Dr Qureshi considered it “imperative” that people uprooted by the earthquake were resettled “at least a kilometre away” from the exposed fault lines.

“Balakot, has to be shifted 5 to 10 kilometres from its old ruined site. The ground there has turned into powder and rebuilding is not advisable,” he said.

Earthquake engineer Kubilay Hicyilmaz representing GOAL, an Irish NGO, was surprised that “Pakistan is borrowing a lot of money for reconstruction without carrying out assessment in quake hit areas. There were no signs on houses which said that this building must be demolished, that can be repaired, this site is safe to reconstruct,” he said.

Dangerous buildings were still being used. People were plastering damaged portions because their was no assessment, Kubilay said.

“Ground realities must be established before spending the World Bank loans. Findings must be communicated to affected population,” he insisted.

He also emphasized the need for training to improve building quality. “Everybody should be trained but target audience should be ‘mistris’ who built 90 per cent of houses. It is unfortunate that as much as Rs300,000 were being spent on engineers, Rs100,000 on sub-engineers but none on craftsmen. There is need to champion craftsmen, the men on the ground.”

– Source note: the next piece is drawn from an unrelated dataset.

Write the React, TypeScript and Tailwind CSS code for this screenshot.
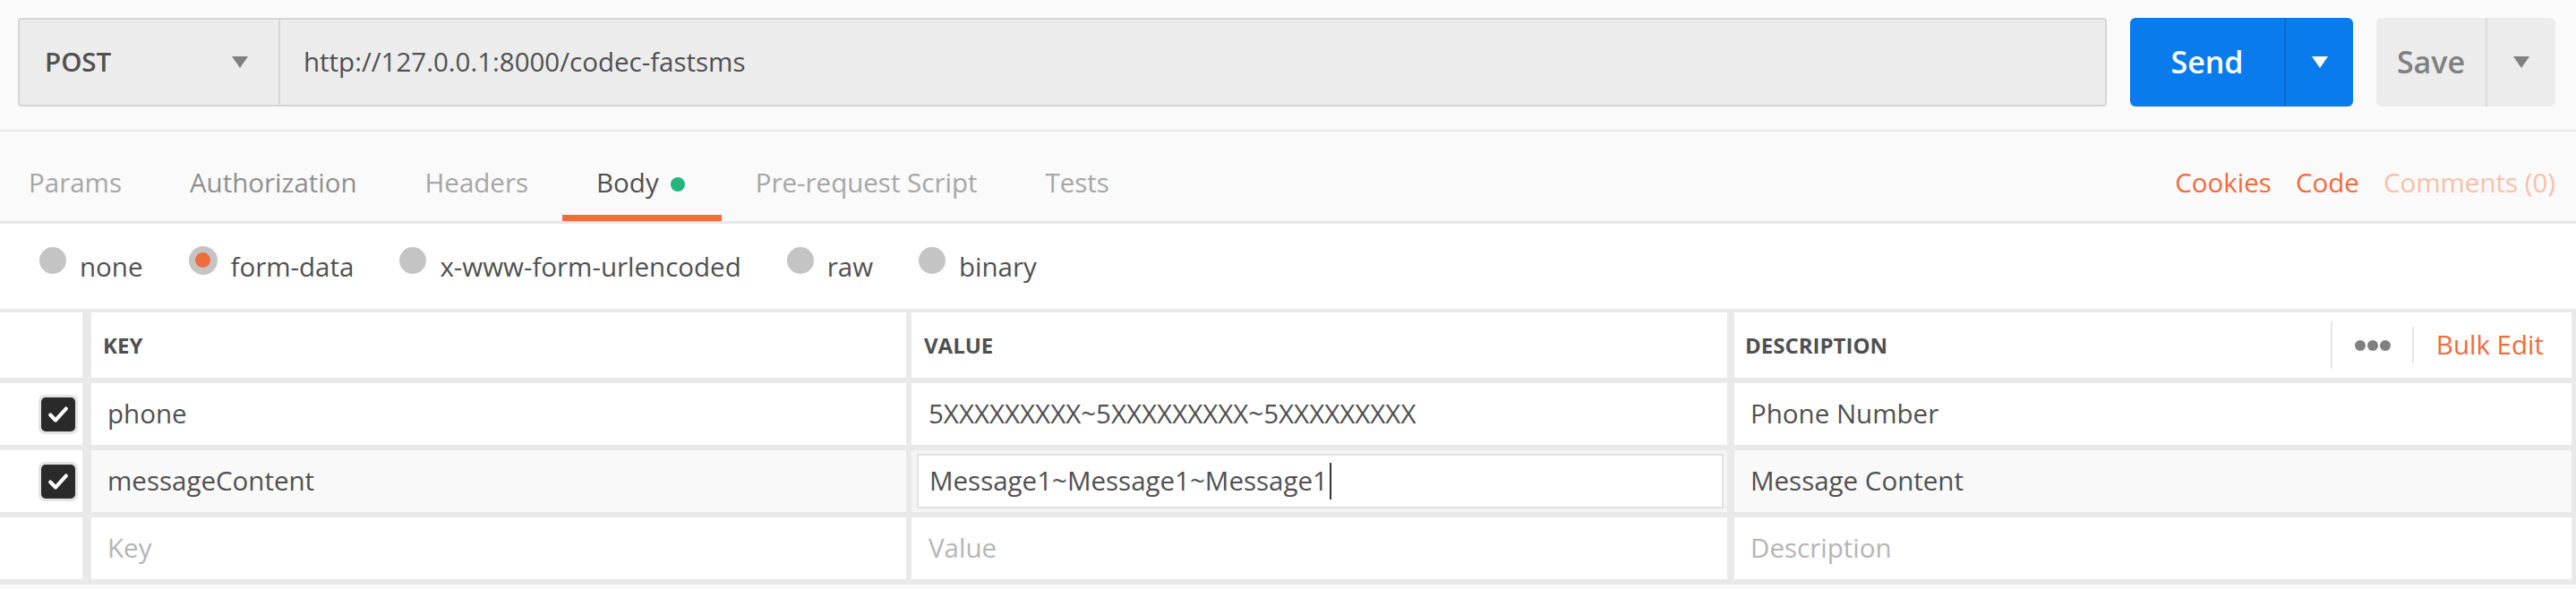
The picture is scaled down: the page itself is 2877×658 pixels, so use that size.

The conference concentrated on two key issues in the recovery and rehabilitation of people affected by the earthquake — livelihood and housing. The discussions within the two working groups encompassed challenges faced by women and children in particular, and issues of environment and local capacity building.

The participants emphasized “the serious and urgent need” to adopt community driven, focused and participatory approaches towards reconstruction and rehabilitation of earthquake-affected people.

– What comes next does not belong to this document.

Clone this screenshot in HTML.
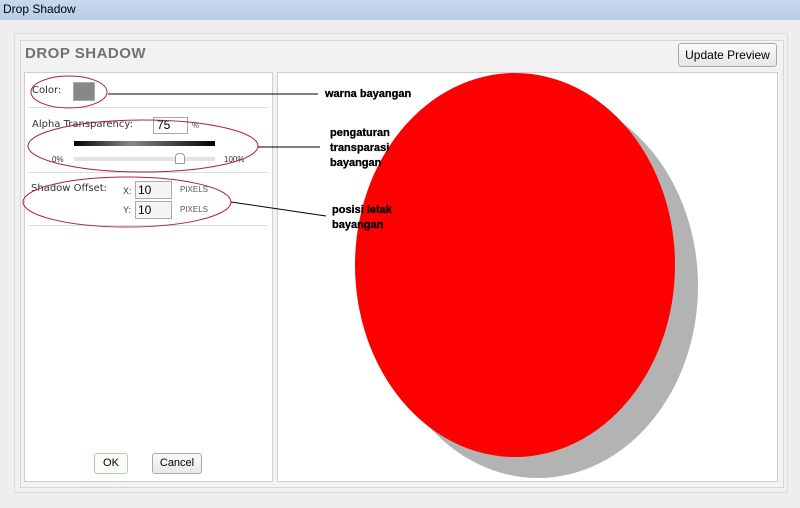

Environmental and ecological issues and inclusion of women should be paramount in planning while livelihoods must not only be restored but improved.

Recommendations made by the working group on housing said that seismic parameters (PGA values) evaluated for site specific conditions must be used for dynamic analysis. For an area spanning 500 meter on either side of any fault-line, special risk evaluation studies must be carried out before raising any structure.